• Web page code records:
+-------+
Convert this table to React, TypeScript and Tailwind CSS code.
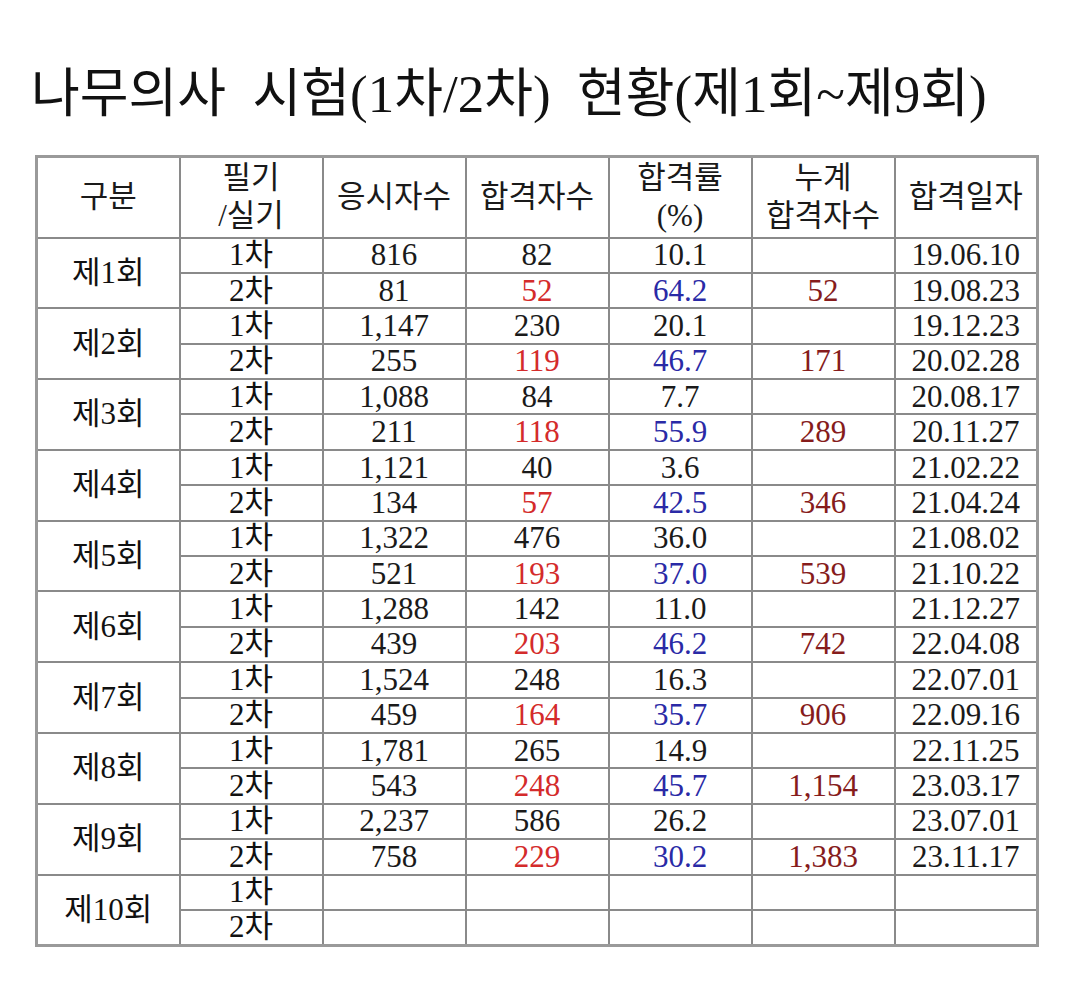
import { FC } from "react";

type Row = {
  round: string;
  first: string[];
  second: string[];
};

// [응시자수, 합격자수, 합격률, 누계, 합격일자]
const rows: Row[] = [
  { round: "제1회", first: ["816", "82", "10.1", "", "19.06.10"], second: ["81", "52", "64.2", "52", "19.08.23"] },
  { round: "제2회", first: ["1,147", "230", "20.1", "", "19.12.23"], second: ["255", "119", "46.7", "171", "20.02.28"] },
  { round: "제3회", first: ["1,088", "84", "7.7", "", "20.08.17"], second: ["211", "118", "55.9", "289", "20.11.27"] },
  { round: "제4회", first: ["1,121", "40", "3.6", "", "21.02.22"], second: ["134", "57", "42.5", "346", "21.04.24"] },
  { round: "제5회", first: ["1,322", "476", "36.0", "", "21.08.02"], second: ["521", "193", "37.0", "539", "21.10.22"] },
  { round: "제6회", first: ["1,288", "142", "11.0", "", "21.12.27"], second: ["439", "203", "46.2", "742", "22.04.08"] },
  { round: "제7회", first: ["1,524", "248", "16.3", "", "22.07.01"], second: ["459", "164", "35.7", "906", "22.09.16"] },
  { round: "제8회", first: ["1,781", "265", "14.9", "", "22.11.25"], second: ["543", "248", "45.7", "1,154", "23.03.17"] },
  { round: "제9회", first: ["2,237", "586", "26.2", "", "23.07.01"], second: ["758", "229", "30.2", "1,383", "23.11.17"] },
  { round: "제10회", first: ["", "", "", "", ""], second: ["", "", "", "", ""] },
];

const cell = "border-2 border-[#8a8a8a] p-0 text-center align-middle";

// 2차 row colours: 합격자수 red, 합격률 blue, 누계 dark red
const secondColor = ["text-[#1a1a1a]", "text-[#d42b2b]", "text-[#2a2aa6]", "text-[#861c1c]", "text-[#1a1a1a]"];

const Group: FC<{ row: Row }> = ({ row }) => (
  <>
    <tr className="h-[35.4px]">
      <td rowSpan={2} className={cell}>
        {row.round}
      </td>
      <td className={cell}>1차</td>
      {row.first.map((v, i) => (
        <td key={i} className={cell + " text-[#1a1a1a]"}>
          {v}
        </td>
      ))}
    </tr>
    <tr className="h-[35.4px]">
      <td className={cell}>2차</td>
      {row.second.map((v, i) => (
        <td key={i} className={cell + " " + secondColor[i]}>
          {v}
        </td>
      ))}
    </tr>
  </>
);

export default function App() {
  return (
    <div className="w-[1068px] h-[982px] bg-white text-[#111] font-['Liberation_Serif','Noto_Sans_CJK_KR',serif]">
      <h1 className="pt-[64px] pl-[31px] h-[124px] text-[53px] leading-[60px] font-normal whitespace-pre">
        나무의사  시험(1차/2차)  현황(제1회~제9회)
      </h1>
      <div className="pt-[31px] pl-[35px]">
        <table className="w-[1002px] table-fixed border-collapse border-[3px] border-[#9a9a9a] text-[31px] leading-[32px]">
          <colgroup>
            {[0, 1, 2, 3, 4, 5, 6].map((i) => (
              <col key={i} className="w-[143px]" />
            ))}
          </colgroup>
          <thead>
            <tr className="h-[81px] leading-[38px] text-[#1a1a1a]">
              <th className={cell + " font-normal"}>구분</th>
              <th className={cell + " font-normal"}>
                필기
                <br />
                /실기
              </th>
              <th className={cell + " font-normal"}>응시자수</th>
              <th className={cell + " font-normal"}>합격자수</th>
              <th className={cell + " font-normal"}>
                합격률
                <br />
                (%)
              </th>
              <th className={cell + " font-normal"}>
                누계
                <br />
                합격자수
              </th>
              <th className={cell + " font-normal"}>합격일자</th>
            </tr>
          </thead>
          <tbody>
            {rows.map((r) => (
              <Group key={r.round} row={r} />
            ))}
          </tbody>
        </table>
      </div>
    </div>
  );
}
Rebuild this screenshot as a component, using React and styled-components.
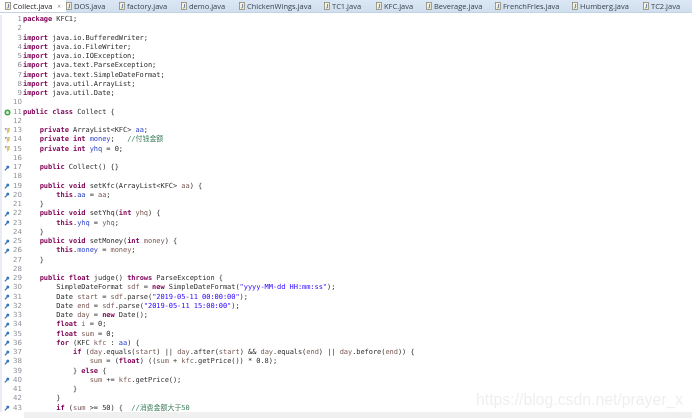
+-------+
Return all of the entries word for word, but omit the pictures.

Convert this table to React, TypeScript and Tailwind CSS code.
import { FC } from "react";

type Row = {
  round: string;
  first: string[];
  second: string[];
};

// [응시자수, 합격자수, 합격률, 누계, 합격일자]
const rows: Row[] = [
  { round: "제1회", first: ["816", "82", "10.1", "", "19.06.10"], second: ["81", "52", "64.2", "52", "19.08.23"] },
  { round: "제2회", first: ["1,147", "230", "20.1", "", "19.12.23"], second: ["255", "119", "46.7", "171", "20.02.28"] },
  { round: "제3회", first: ["1,088", "84", "7.7", "", "20.08.17"], second: ["211", "118", "55.9", "289", "20.11.27"] },
  { round: "제4회", first: ["1,121", "40", "3.6", "", "21.02.22"], second: ["134", "57", "42.5", "346", "21.04.24"] },
  { round: "제5회", first: ["1,322", "476", "36.0", "", "21.08.02"], second: ["521", "193", "37.0", "539", "21.10.22"] },
  { round: "제6회", first: ["1,288", "142", "11.0", "", "21.12.27"], second: ["439", "203", "46.2", "742", "22.04.08"] },
  { round: "제7회", first: ["1,524", "248", "16.3", "", "22.07.01"], second: ["459", "164", "35.7", "906", "22.09.16"] },
  { round: "제8회", first: ["1,781", "265", "14.9", "", "22.11.25"], second: ["543", "248", "45.7", "1,154", "23.03.17"] },
  { round: "제9회", first: ["2,237", "586", "26.2", "", "23.07.01"], second: ["758", "229", "30.2", "1,383", "23.11.17"] },
  { round: "제10회", first: ["", "", "", "", ""], second: ["", "", "", "", ""] },
];

const cell = "border-2 border-[#8a8a8a] p-0 text-center align-middle";

// 2차 row colours: 합격자수 red, 합격률 blue, 누계 dark red
const secondColor = ["text-[#1a1a1a]", "text-[#d42b2b]", "text-[#2a2aa6]", "text-[#861c1c]", "text-[#1a1a1a]"];

const Group: FC<{ row: Row }> = ({ row }) => (
  <>
    <tr className="h-[35.4px]">
      <td rowSpan={2} className={cell}>
        {row.round}
      </td>
      <td className={cell}>1차</td>
      {row.first.map((v, i) => (
        <td key={i} className={cell + " text-[#1a1a1a]"}>
          {v}
        </td>
      ))}
    </tr>
    <tr className="h-[35.4px]">
      <td className={cell}>2차</td>
      {row.second.map((v, i) => (
        <td key={i} className={cell + " " + secondColor[i]}>
          {v}
        </td>
      ))}
    </tr>
  </>
);

export default function App() {
  return (
    <div className="w-[1068px] h-[982px] bg-white text-[#111] font-['Liberation_Serif','Noto_Sans_CJK_KR',serif]">
      <h1 className="pt-[64px] pl-[31px] h-[124px] text-[53px] leading-[60px] font-normal whitespace-pre">
        나무의사  시험(1차/2차)  현황(제1회~제9회)
      </h1>
      <div className="pt-[31px] pl-[35px]">
        <table className="w-[1002px] table-fixed border-collapse border-[3px] border-[#9a9a9a] text-[31px] leading-[32px]">
          <colgroup>
            {[0, 1, 2, 3, 4, 5, 6].map((i) => (
              <col key={i} className="w-[143px]" />
            ))}
          </colgroup>
          <thead>
            <tr className="h-[81px] leading-[38px] text-[#1a1a1a]">
              <th className={cell + " font-normal"}>구분</th>
              <th className={cell + " font-normal"}>
                필기
                <br />
                /실기
              </th>
              <th className={cell + " font-normal"}>응시자수</th>
              <th className={cell + " font-normal"}>합격자수</th>
              <th className={cell + " font-normal"}>
                합격률
                <br />
                (%)
              </th>
              <th className={cell + " font-normal"}>
                누계
                <br />
                합격자수
              </th>
              <th className={cell + " font-normal"}>합격일자</th>
            </tr>
          </thead>
          <tbody>
            {rows.map((r) => (
              <Group key={r.round} row={r} />
            ))}
          </tbody>
        </table>
      </div>
    </div>
  );
}
Rebuild this screenshot as a component, using React and styled-components.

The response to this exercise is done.